The number of Indian immigrants in 2003 was 50,228 which increased to 70,151 in the following year. In 2005, 84,681 people got green cards showing a consistent increase in the number of Indian nationals willing to settle down in the United States.

Most of them could opt for becoming US citizens after the required five years of permanent residency.

According to CSIS sources, the largest number of green card applications pending clearance are in India, ''most of whom have been sponsored under the family relationship category''.

The drastic increase in Indians gaining permanent residency in the United States in the past two years is due to migration through employment. Most of them are software professionals who came on a worker visa like H1-B and then went through the skilled category of employees to get green cards.

The United States issues green cards based on family relationship, employment preferences and asylum seekers.

Professionals with advanced degrees, priority workers (those who are recruited by US companies), skilled workers and aliens of exceptional ability constitute the professional category.

Under the employment category India again claimed the largest number of green cards last year due to the large number of software professionals who had migrated to the United States in search of jobs in the 90s.

Of a total of 246,877 green cards issued under the employment category, India claimed the largest 43,211 followed by Phillippines with 16,737, Mexico 15,597, Korea 15,130 and the United Kingdom 11,950. According to the CSIS sources California was the destination of one fifth of the people who became Legal Permanent Residents (LPRs) or green-card holders. It was followed by New York/New Jersey, Florida, Texas and Chicago, Illinois and the greater Washington area, comprising Virginia, Maryland and Washingotn DC.

Roughly these states represented the residence of 62 per cent of new LPRs. This also means that computer-related jobs are mostly concentrated in these states as well as the greater Washington area which is home to a large number of IT firms.

Accordingly, a large number of Indian IT professionals live in these states.
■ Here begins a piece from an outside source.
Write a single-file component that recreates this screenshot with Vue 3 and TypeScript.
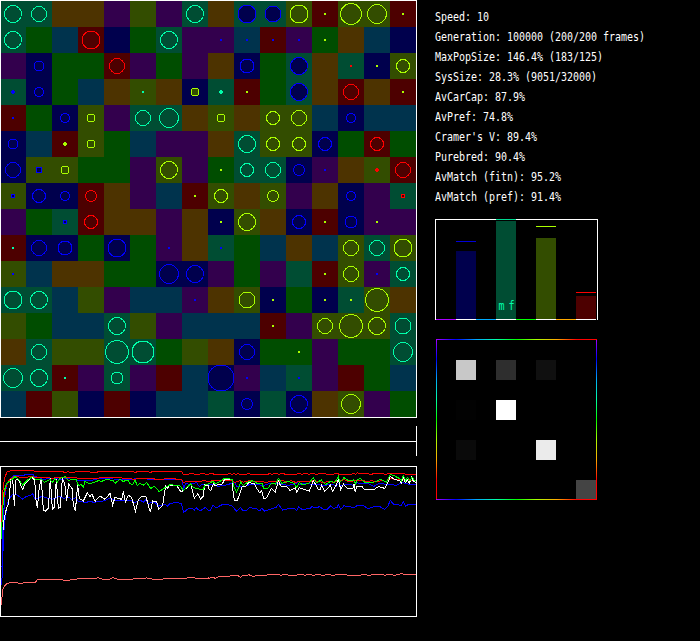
<script setup lang="ts">
interface Ring { color: string; fill: string; d: number }
interface Cell { x: number; y: number; bg: string; ring: Ring | null }

const ground: Record<string, string> = {
  T: '#004d33', O: '#4d3300', P: '#33004d', L: '#334d00',
  R: '#4d0000', G: '#004d00', N: '#00004d', B: '#00334d',
}
const bright: Record<string, string> = { t: '#00ffaa', l: '#aaff00', b: '#0000ff', r: '#ff0000' }
const inner: Record<string, string> = { t: '#004d33', l: '#334d00', b: '#00004d', r: '#4d0000' }

// Each token: habitat letter, then optional species letter and ring diameter.
const world: string[] = [
  'Tt18 Tt16 O O P L P Tt18 O Tb19 Tb17 Ll19 Rl2 Ll22 Ll20 Rl2',
  'Tt18 G B Rr19 N G Tt18 P Pb2 Bb2 Rb2 Pb2 Gl2 O B N',
  'P Nb11 G G Rr16 P G P O Nb15 G Tb18 O Tr2 Nl2 Ll14',
  'Tb4 Nb10 G B O Lt2 O Nl8 Tt4 Rl2 G Tb18 O Rr16 O Rl2',
  'Rb2 G Nb10 Ll8 P Tt16 Tt20 O Ll8 O Ll14 Ll16 B Nb10 B B',
  'Nb11 B Rl4 Ll8 G B P P O Tt18 Ll14 Ll14 Nb14 G Rr14 G',
  'Nb16 Lb6 Ll8 G G P Ll18 P Gl2 Tt14 Tt16 Nb12 Pb2 O Lr4 Rr16',
  'Lb5 Nb14 Nb10 Rr12 O P B Rl2 Ll14 O Ll12 P O Nb10 P Tr5',
  'P G Tb5 Rr14 O O P O Nl2 Ll18 O Nb14 Rl2 Nb13 Pl2 P',
  'Rt2 Nb16 Nb15 G Nb19 G Pb2 O Tb2 G B O B Ll16 Tt16 Ll19',
  'Lb2 B O O G G Nb20 Nb18 P G P T Rl2 Ll16 Pb2 Tt14',
  'Tt19 Tt18 B L P B B Pb2 O Ll17 Nl2 G Nl2 Tl2 Ll24 O',
  'L G B B Tt18 L P B B B Rl2 P Ll16 Ll24 Ll18 Tt17',
  'O Tt16 L L Tt24 Tt23 G L O Nb16 G Gl2 P G G Tt20',
  'Tt20 Tt18 Rt2 P Tt13 P R B Nb27 Pb2 B Tb2 P R G B',
  'B R L N R N B B T Nb12 T Nb18 O Ll20 P G',
]

const cells: Cell[] = world.flatMap((row, y) =>
  row.split(' ').map((t, x) => ({
    x: x * 26,
    y: y * 26 + 1,
    bg: ground[t[0]],
    ring: t.length > 1 ? { color: bright[t[1]], fill: inner[t[1]], d: Number(t.slice(2)) } : null,
  })),
)
const rings = cells.filter((c) => c.ring !== null) as (Cell & { ring: Ring })[]

const stats: string[] = [
  'Speed: 10',
  'Generation: 100000 (200/200 frames)',
  'MaxPopSize: 146.4% (183/125)',
  'SysSize: 28.3% (9051/32000)',
  'AvCarCap: 87.9%',
  'AvPref: 74.8%',
  "Cramer's V: 89.4%",
  'Purebred: 90.4%',
  'AvMatch (fitn): 95.2%',
  'AvMatch (pref): 91.4%',
]

const bars = [
  { base: '#aa00ff', fill: '', h: 0, mark: '', at: 0, label: '' },
  { base: '#ffffff', fill: '#00004d', h: 68, mark: '#0000d8', at: 22, label: '' },
  { base: '#00aaff', fill: '', h: 0, mark: '', at: 0, label: '' },
  { base: '#ffffff', fill: '#004d33', h: 98, mark: '#00d890', at: 0, label: 'm f' },
  { base: '#00ff00', fill: '', h: 0, mark: '', at: 0, label: '' },
  { base: '#ffffff', fill: '#334d00', h: 81, mark: '#aaff00', at: 7, label: '' },
  { base: '#ffaa00', fill: '', h: 0, mark: '', at: 0, label: '' },
  { base: '#ffffff', fill: '#4d0000', h: 23, mark: '#ff0000', at: 73, label: '' },
]

const shades: Record<number, string> = {
  9: '#c8c8c8', 11: '#2e2e2e', 13: '#101010', 25: '#020202', 27: '#ffffff',
  41: '#0a0a0a', 45: '#ebebeb', 63: '#444444',
}
const matrix = Array.from({ length: 64 }, (_, i) => shades[i] ?? 'transparent')

// History samples in thirds of a pixel; the second string continues after x = 624.
function join(a: string, b: string): string {
  const tail = b.split(' ').map((p) => {
    const [x, y] = p.split(',').map(Number)
    return `${x + 624},${y}`
  })
  return a + ' ' + tail.join(' ')
}

const series = [
  {
    color: '#ff6666',
    points: join(
      '5,555 7,510 12,500 22,490 36,487 52,488 60,491 80,487 106,487 112,479 150,480 165,478 200,481 228,478 235,476 280,476 295,473 305,477 330,477 338,473 350,477 400,477 440,474 455,477 490,477 540,476 570,473 600,475 624,474',
      '0,475 15,472 22,475 32,470 60,470 70,467 90,467 97,472 104,467 116,468 122,464 135,469 150,466 170,466 190,463 210,463 218,466 230,463 245,466 260,466 280,463 290,466 305,463 315,466 330,463 345,466 360,463 375,466 390,463 410,463 420,466 455,466 470,463 480,466 505,463 520,463 530,466 545,463 560,466 580,461 595,465 604,463 624,463',
    ),
  },
  {
    color: '#ff0000',
    points: join(
      '4,330 5,270 9,210 12,185 16,168 22,155 34,152 100,152 104,155 188,155 196,158 205,155 214,158 230,155 260,155 290,158 294,155 400,155 405,158 412,155 445,155 451,158 456,155 545,155 551,164 575,161 590,163 610,161 624,164',
      '0,163 10,160 20,163 58,163 66,160 72,163 78,160 84,163 90,160 96,163 116,163 120,160 128,163 180,163 184,160 192,163 205,160 212,163 224,160 232,163 262,163 274,160 280,163 296,160 302,163 316,160 322,163 345,160 360,163 376,163 382,160 396,163 430,163 438,160 444,163 448,158 456,161 480,161 488,163 505,160 520,160 530,163 545,161 580,161 600,163 624,163',
    ),
  },
  {
    color: '#0000ff',
    points: join(
      '6,440 9,320 14,230 20,195 30,178 40,167 72,167 76,163 90,165 100,163 103,170 118,172 128,178 160,175 180,178 205,176 235,181 275,181 300,175 340,177 400,178 405,175 440,177 480,178 520,177 545,177 551,205 557,190 567,193 590,188 598,200 605,193 624,192',
      '0,196 20,193 30,199 50,196 72,190 80,187 86,199 110,199 130,192 150,194 165,197 180,192 210,190 240,196 260,193 268,187 276,194 290,190 320,194 352,196 370,192 385,198 391,190 400,198 412,192 440,196 448,187 455,192 480,190 498,199 512,191 545,193 565,196 582,187 600,192 624,194',
    ),
  },
  {
    color: '#ff0000',
    points: join(
      '7,270 14,215 20,195 28,180 40,170 76,172 98,169 104,172 130,172 160,175 170,172 210,172 240,175 290,176 300,173 350,173 380,175 405,178 415,175 450,175 470,178 490,178 500,175 520,175 530,178 545,178 550,187 565,184 600,185 610,182 624,184',
      '0,185 14,182 30,182 55,180 72,182 80,187 98,182 106,187 122,182 140,184 160,184 170,187 200,184 212,184 225,182 235,187 250,182 262,187 274,184 300,186 316,182 330,185 350,187 366,184 376,187 391,182 410,179 420,184 450,182 468,182 475,185 490,182 505,185 520,182 535,184 547,175 560,178 580,180 596,178 612,181 624,182',
    ),
  },
  {
    color: '#0000ff',
    points: join(
      '5,494 8,440 10,350 16,290 24,245 36,224 48,223 68,237 78,230 92,226 98,221 103,234 115,235 125,229 140,234 157,238 180,229 190,235 207,232 214,238 228,233 236,245 260,247 270,243 280,247 310,243 330,235 345,241 370,240 390,240 405,248 420,240 430,247 436,240 445,250 463,246 476,258 494,252 502,258 510,250 530,248 544,250 551,277 565,266 576,264 583,271 588,263 600,273 617,262 624,270',
      '0,270 6,273 15,256 24,264 42,254 60,254 72,257 86,274 98,262 104,272 116,272 124,262 146,267 155,273 161,265 170,273 184,269 205,262 211,253 224,270 246,265 260,266 266,272 272,261 282,268 305,266 312,259 322,264 335,260 348,269 358,268 368,258 376,265 388,262 391,253 398,268 408,257 420,260 440,262 450,255 468,258 480,266 498,260 512,258 530,268 540,258 547,241 556,252 580,256 586,244 593,259 600,254 624,255',
    ),
  },
  {
    color: '#ffffff',
    points: join(
      '11,330 12,300 20,262 26,250 32,180 38,176 43,257 48,180 54,176 60,190 68,208 75,190 85,183 95,172 104,180 108,240 112,265 118,200 124,178 130,270 136,273 145,265 151,175 157,268 163,262 169,178 175,265 181,262 187,175 194,190 200,242 206,192 216,205 220,256 226,274 233,195 238,235 250,243 262,218 270,230 276,222 285,244 300,228 315,238 330,220 338,255 345,232 365,238 370,214 376,246 385,226 395,232 406,274 415,240 425,229 438,231 451,277 458,243 470,246 476,268 488,255 497,197 503,205 509,195 530,196 543,216 560,204 572,190 583,234 593,222 602,237 610,228 614,195 624,196',
      '0,205 8,212 16,192 22,198 30,193 42,193 50,178 72,180 76,225 80,241 88,241 95,222 102,200 115,198 122,188 138,190 146,205 155,218 161,212 167,236 176,233 190,205 202,216 211,182 218,198 236,200 246,211 262,204 266,216 274,203 304,213 316,182 324,196 330,208 337,208 341,196 350,214 360,204 367,196 374,214 385,195 391,178 398,208 406,192 418,205 436,204 438,193 442,217 446,200 462,200 468,207 500,207 512,200 530,205 536,195 547,170 558,177 575,182 580,190 587,170 592,188 598,178 604,190 611,172 616,184 624,188',
    ),
  },
  {
    color: '#00ff00',
    points: join(
      '4,356 5,325 8,270 12,215 20,190 34,180 45,170 56,178 68,195 80,182 98,170 106,178 125,178 133,187 150,178 157,188 165,176 172,187 180,175 195,170 205,182 216,178 228,178 235,196 244,194 250,202 255,184 268,192 280,188 295,182 305,184 320,178 340,182 345,190 360,178 372,186 376,180 385,182 390,190 398,195 405,180 412,197 418,190 430,196 440,187 452,206 462,198 478,215 495,203 510,194 530,196 540,198 550,211 572,192 580,203 598,207 610,208 616,192 624,192',
      '0,192 14,184 22,192 34,185 50,175 72,178 78,200 85,216 92,203 98,186 106,196 120,186 134,182 150,192 162,190 167,206 180,205 190,190 202,192 211,175 222,190 240,184 258,190 266,202 274,187 285,195 302,190 316,173 326,188 340,180 352,194 368,184 380,188 391,170 396,187 408,173 420,181 436,180 442,192 448,178 458,176 470,187 500,186 516,178 535,186 547,163 560,168 575,176 580,182 586,167 593,182 598,172 606,184 612,170 618,180 624,182',
    ),
  },
]
</script>

<template>
  <main class="app">
    <section class="left">
      <svg class="world" width="417" height="418" viewBox="0 0 417 418" shape-rendering="crispEdges">
        <rect v-for="(c, i) in cells" :key="i" :x="c.x" :y="c.y" width="26" height="26" :fill="c.bg" />
        <rect x="0.5" y="0.5" width="416" height="417" fill="none" stroke="#fff" />
        <template v-for="(c, i) in rings" :key="'r' + i">
          <rect v-if="c.ring.d === 2" :x="c.x + 12" :y="c.y + 12" width="2" height="2" :fill="c.ring.color" />
          <path
            v-else-if="c.ring.d === 4"
            :d="`M${c.x + 12} ${c.y + 11}h2v1h1v2h-1v1h-2v-1h-1v-2h1z`" :fill="c.ring.color"
          />
          <rect
            v-else-if="c.ring.d < 7" :x="c.x + 17 - c.ring.d - 0.5" :y="c.y + 17 - c.ring.d - 0.5"
            :width="c.ring.d * 2 - 7" :height="c.ring.d * 2 - 7"
            :fill="c.ring.fill" :stroke="c.ring.color"
          />
          <path
            v-else-if="c.ring.d === 8"
            :d="`M${c.x + 10.5} ${c.y + 9.5}h5l1 1v5l-1 1h-5l-1 -1v-5z`"
            :fill="c.ring.fill" :stroke="c.ring.color"
          />
          <circle
            v-else :cx="c.x + 13" :cy="c.y + 13" :r="(c.ring.d - 1) / 2"
            :fill="c.ring.fill" :stroke="c.ring.color"
          />
        </template>
      </svg>
      <div class="timeline"><i class="axis"></i></div>
      <svg class="history" width="417" height="151" viewBox="0 138 1251 453" shape-rendering="crispEdges">
        <polyline
          v-for="(s, i) in series" :key="i" :points="s.points" fill="none"
          :stroke="s.color" stroke-width="3"
        />
        <rect x="1.5" y="139.5" width="1248" height="450" fill="none" stroke="#fff" stroke-width="3" />
      </svg>
    </section>

    <section class="right">
      <ul class="stats">
        <li v-for="s in stats" :key="s"><span>{{ s }}</span></li>
      </ul>
      <div class="bars">
        <div v-for="(b, i) in bars" :key="i" class="slot" :style="{ borderBottomColor: b.base }">
          <div class="bar" :style="{ height: b.h + 'px', background: b.fill }">
            <span v-if="b.label" class="label">{{ b.label }}</span>
          </div>
          <i v-if="b.mark" class="mark" :style="{ top: b.at + 'px', background: b.mark }"></i>
        </div>
      </div>
      <div class="matrix">
        <div class="shades">
          <i v-for="(m, i) in matrix" :key="i" :style="{ background: m }"></i>
        </div>
      </div>
    </section>
  </main>
</template>

<style>
body {
  background: #000;
  margin: 0;
}
</style>

<style scoped>
.app {
  display: flex;
  gap: 18px;
  width: 700px;
  height: 641px;
  overflow: hidden;
  background: #000;
  color: #fff;
  font-family: "DejaVu Sans Mono", monospace;
}
.left {
  display: flex;
  flex-direction: column;
  width: 417px;
}
svg {
  display: block;
}
.timeline {
  box-sizing: border-box;
  height: 30px;
  margin: 8px 0 10px;
  padding-top: 15px;
  border-right: 1px solid #fff;
}
.axis {
  display: block;
  height: 1px;
  background: #fff;
}
.right {
  display: flex;
  flex-direction: column;
  align-items: flex-start;
}
.stats {
  list-style: none;
  margin: 0;
  padding: 7px 0 12px;
}
.stats li {
  height: 20px;
  line-height: 20px;
  font-size: 10px;
  letter-spacing: -0.02px;
  white-space: pre;
}
.stats span {
  display: inline-block;
  transform: translateY(0.5px) scaleY(1.25);
}
.bars {
  box-sizing: border-box;
  display: flex;
  width: 163px;
  height: 101px;
  border: 1px solid #fff;
  border-bottom: 0;
}
.slot {
  position: relative;
  box-sizing: border-box;
  display: flex;
  flex-direction: column;
  justify-content: flex-end;
  width: 20px;
  height: 100px;
  border-bottom: 1px solid #fff;
}
.bar {
  display: flex;
  align-items: flex-end;
  justify-content: center;
}
.label {
  color: #00ffaa;
  font-size: 10px;
  line-height: 12px;
  padding-bottom: 6px;
  letter-spacing: -1px;
  white-space: pre;
  transform: scaleY(1.2);
}
.mark {
  position: absolute;
  left: 0;
  width: 20px;
  height: 1px;
  margin-top: -1px;
}
.matrix {
  --hues: #aa00ff, #0000ff 12.5%, #00aaff 25%, #00ffaa 37.5%, #00ff00 50%, #aaff00 62.5%, #ffaa00 75%, #ff0000 87.5%;
  box-sizing: border-box;
  width: 161px;
  height: 161px;
  margin: 19px 0 0 1px;
  padding-top: 1px;
  background:
    linear-gradient(to right, var(--hues)) top / 100% 1px no-repeat,
    linear-gradient(to right, var(--hues)) bottom / 100% 1px no-repeat,
    linear-gradient(to bottom, var(--hues)) left / 1px 100% no-repeat,
    linear-gradient(to bottom, var(--hues)) right / 1px 100% no-repeat;
}
.shades {
  display: grid;
  grid-template-columns: repeat(8, 20px);
  grid-template-rows: repeat(8, 20px);
  width: 160px;
  height: 159px;
  overflow: hidden;
}
</style>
Their presence sparked a boom in other businesses.

Indian restaurants, Indian grocery stores and other speciality stores that sell herbal and Ayurvedic products as well as all kinds of oils for massage multiplied bringing in a new set of Indian nationals, who too applied for a green card and stayed on as permanent residents.

Indian migration to the United States is nothing new but the category of workers migrating changed over the decades to fill the job requirements here. In the 1950s and 60s, there was a great demand for doctors. According to Dr Navin Shah, a well-known urologist in Maryland, he was not only given a visa and a plane ticket, but was also received at the airport and given VIP treatment. This was in the 1950s. Then came a wave of engineers, agriculture scientists and micro-biologists.

In the 1990s, it was the IT and software professionals, mainly from India, who were most sought after. Highly skilled professionals could quote the salary they wanted. Soon after the interview process was over and a letter of appointment was issued, a company representative would send wine, flowers, cookies/cakes to the delight of the newly recruited Indian employee. Those were in the heydays of the advent of the dotcoms. Outsourcing of jobs overseas has somewhat dampened their prospects in the 2000s.

The CSIS data also showed in all ten countries, Mexico, India, China, Philippines, Cuba, Vietnam, Dominican Republic, Korea, Colombia and Ukraine accounted for fifty per cent of all the green cards issued in 2005.

The figures for green cards for Pakistani nationals in 2005 was 14,926 followed by Sri Lanka 11,894, Bangladesh 11,487, Nepal 63 and Maldives six.